Directive:
Each line of the listing that contains the word "components" is to be copied.

Provided material:
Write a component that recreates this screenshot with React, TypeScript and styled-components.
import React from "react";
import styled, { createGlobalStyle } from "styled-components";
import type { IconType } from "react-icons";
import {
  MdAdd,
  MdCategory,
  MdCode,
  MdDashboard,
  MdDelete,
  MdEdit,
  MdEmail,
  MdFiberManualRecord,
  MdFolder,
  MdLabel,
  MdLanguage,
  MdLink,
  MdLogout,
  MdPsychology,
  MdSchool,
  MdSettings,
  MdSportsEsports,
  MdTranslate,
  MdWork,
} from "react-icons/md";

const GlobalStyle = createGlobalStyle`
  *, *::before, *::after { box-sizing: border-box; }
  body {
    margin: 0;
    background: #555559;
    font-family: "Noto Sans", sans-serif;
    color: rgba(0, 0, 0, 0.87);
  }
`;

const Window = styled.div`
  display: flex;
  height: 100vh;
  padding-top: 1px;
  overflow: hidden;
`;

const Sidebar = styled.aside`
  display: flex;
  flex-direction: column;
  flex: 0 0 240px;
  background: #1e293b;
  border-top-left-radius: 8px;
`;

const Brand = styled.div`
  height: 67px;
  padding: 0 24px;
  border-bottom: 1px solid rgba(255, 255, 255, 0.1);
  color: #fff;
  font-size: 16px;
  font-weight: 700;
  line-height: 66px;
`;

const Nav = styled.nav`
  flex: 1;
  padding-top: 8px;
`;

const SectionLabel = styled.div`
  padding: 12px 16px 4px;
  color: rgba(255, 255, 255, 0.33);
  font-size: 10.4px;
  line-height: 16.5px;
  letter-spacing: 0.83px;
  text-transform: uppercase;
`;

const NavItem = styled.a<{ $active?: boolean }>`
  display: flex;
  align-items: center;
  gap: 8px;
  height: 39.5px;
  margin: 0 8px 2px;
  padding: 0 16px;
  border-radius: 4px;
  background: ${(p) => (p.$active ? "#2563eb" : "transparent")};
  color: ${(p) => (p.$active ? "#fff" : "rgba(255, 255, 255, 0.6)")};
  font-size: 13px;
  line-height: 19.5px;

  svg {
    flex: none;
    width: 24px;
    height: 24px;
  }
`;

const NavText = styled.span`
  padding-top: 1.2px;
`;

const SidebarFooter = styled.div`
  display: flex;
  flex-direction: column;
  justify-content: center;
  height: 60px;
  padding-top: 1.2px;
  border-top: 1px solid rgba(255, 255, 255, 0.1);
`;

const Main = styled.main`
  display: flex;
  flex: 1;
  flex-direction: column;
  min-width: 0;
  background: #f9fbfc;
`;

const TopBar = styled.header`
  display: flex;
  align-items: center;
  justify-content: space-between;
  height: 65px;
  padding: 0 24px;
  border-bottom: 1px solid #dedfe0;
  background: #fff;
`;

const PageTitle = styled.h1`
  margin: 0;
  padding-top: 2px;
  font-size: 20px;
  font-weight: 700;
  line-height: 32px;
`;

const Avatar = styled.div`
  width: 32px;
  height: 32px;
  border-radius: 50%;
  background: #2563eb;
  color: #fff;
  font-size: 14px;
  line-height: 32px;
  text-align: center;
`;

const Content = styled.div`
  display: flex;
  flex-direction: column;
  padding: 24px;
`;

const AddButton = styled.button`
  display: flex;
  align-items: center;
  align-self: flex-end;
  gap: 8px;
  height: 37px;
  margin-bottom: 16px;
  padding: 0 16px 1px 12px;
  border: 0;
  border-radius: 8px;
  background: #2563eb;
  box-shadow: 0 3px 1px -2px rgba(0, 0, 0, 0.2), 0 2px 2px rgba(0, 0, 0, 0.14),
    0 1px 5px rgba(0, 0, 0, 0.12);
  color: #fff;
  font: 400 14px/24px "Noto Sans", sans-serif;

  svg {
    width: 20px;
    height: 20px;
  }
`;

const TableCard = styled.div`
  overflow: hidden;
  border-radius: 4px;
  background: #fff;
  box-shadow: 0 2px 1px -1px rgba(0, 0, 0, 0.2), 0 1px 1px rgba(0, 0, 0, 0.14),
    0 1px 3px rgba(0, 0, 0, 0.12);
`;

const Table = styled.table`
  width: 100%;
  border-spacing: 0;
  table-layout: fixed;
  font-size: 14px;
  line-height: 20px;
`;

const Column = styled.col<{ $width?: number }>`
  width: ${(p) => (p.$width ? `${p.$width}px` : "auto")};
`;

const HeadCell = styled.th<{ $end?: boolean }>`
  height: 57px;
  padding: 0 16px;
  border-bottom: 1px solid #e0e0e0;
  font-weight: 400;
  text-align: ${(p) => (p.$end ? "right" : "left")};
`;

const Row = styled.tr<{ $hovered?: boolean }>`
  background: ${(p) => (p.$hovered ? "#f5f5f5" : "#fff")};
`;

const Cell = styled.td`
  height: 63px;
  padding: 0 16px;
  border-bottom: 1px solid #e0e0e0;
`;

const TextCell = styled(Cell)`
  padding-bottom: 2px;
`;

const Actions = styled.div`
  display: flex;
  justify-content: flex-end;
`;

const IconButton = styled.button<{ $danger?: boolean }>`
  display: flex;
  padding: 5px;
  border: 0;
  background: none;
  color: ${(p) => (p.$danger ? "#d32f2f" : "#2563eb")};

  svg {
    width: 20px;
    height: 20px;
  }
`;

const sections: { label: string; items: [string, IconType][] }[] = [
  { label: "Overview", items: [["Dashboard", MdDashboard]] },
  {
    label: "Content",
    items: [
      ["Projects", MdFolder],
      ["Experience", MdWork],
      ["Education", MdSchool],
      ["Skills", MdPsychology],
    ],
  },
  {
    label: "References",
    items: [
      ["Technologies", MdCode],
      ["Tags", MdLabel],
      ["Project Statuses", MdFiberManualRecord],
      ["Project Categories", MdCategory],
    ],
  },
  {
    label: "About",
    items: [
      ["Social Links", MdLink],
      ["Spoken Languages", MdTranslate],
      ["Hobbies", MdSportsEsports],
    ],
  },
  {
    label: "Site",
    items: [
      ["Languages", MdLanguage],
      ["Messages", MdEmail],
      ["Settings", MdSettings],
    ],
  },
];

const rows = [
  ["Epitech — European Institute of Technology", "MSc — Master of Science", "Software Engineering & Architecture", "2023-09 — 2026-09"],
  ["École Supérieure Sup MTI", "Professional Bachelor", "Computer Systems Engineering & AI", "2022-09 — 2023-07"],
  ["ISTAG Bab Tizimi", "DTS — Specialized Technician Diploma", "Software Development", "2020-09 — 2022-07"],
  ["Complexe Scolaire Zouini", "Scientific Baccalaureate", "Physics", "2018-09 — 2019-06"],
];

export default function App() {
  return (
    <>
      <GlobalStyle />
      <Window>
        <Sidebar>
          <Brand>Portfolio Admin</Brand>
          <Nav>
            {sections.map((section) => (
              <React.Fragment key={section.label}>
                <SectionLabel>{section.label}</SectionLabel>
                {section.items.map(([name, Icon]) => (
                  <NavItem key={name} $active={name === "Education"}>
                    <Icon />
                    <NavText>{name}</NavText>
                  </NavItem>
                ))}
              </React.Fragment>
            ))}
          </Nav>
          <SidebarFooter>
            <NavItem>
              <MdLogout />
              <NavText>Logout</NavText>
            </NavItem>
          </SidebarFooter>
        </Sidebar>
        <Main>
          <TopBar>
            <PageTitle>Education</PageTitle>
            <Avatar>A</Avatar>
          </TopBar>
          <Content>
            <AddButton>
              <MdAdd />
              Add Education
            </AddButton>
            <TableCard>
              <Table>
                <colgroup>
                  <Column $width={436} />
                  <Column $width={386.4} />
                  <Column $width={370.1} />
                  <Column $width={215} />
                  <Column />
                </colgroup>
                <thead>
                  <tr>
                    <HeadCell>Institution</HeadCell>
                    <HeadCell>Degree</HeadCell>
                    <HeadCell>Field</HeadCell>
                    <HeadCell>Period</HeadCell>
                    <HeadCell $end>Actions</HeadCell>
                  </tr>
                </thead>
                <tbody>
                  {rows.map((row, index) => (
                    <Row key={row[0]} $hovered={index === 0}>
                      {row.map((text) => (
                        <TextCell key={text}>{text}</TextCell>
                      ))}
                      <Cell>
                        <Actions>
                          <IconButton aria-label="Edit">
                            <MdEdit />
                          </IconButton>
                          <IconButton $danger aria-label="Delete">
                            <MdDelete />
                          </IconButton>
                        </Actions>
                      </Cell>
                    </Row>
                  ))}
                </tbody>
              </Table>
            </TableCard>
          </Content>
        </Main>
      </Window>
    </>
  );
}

Result for this exercise:
Write a component that recreates this screenshot with React, TypeScript and styled-components.
import styled, { createGlobalStyle } from "styled-components";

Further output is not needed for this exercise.